In her letter to the Maricopa County Board of Supervisors, Arizona Senate President Karen Fann invited the board to attend a meeting at the Arizona State Capitol on Tuesday, May 18, requesting that they bring officials from the elections department who would have knowledge of their elections procedures.

In its response, the Board said: “We will not be attending. We will not be responding to any additional inquiries from your ‘auditors.’ Their failure to understand basic election processes is an indication you didn’t get the best people to perform in your political theatre. We have wasted enough County resources. People’s tax dollars are real, your ‘auditors’ are not. We express our united view that your ‘audit,’ no matter what your intentions were in the beginning, has become a spectacle that is harming all of us. Our state has become a laughingstock… You are using purple lights and spinning tables. You are hunting for bamboo. These are not things that serious auditors of elections do.”

Fann, in a May 17 tweet, said she never officially received the letter from the Board, claiming she got a copy from CBS News hours after it was released to the public. 
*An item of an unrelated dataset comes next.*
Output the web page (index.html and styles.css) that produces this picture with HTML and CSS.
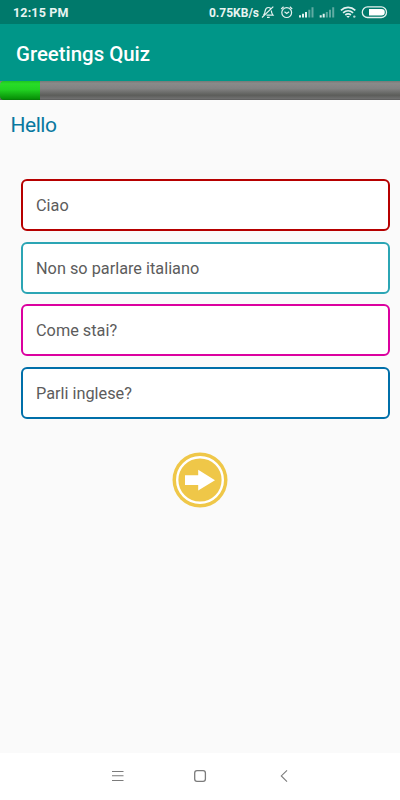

According to a 12 News report, the audit won't overturn the results of the presidential or U.S. Senate votes in Arizona because those results have already been certified under state law and supported by Maricopa County audits. For now, there is no firm end date of when the audit will be completed, but reporter Brahm Resnik writes, “the glacial pace of the recount suggests it could go into late July or August -- a total of almost four months -- unless the counting staff is beefed up.”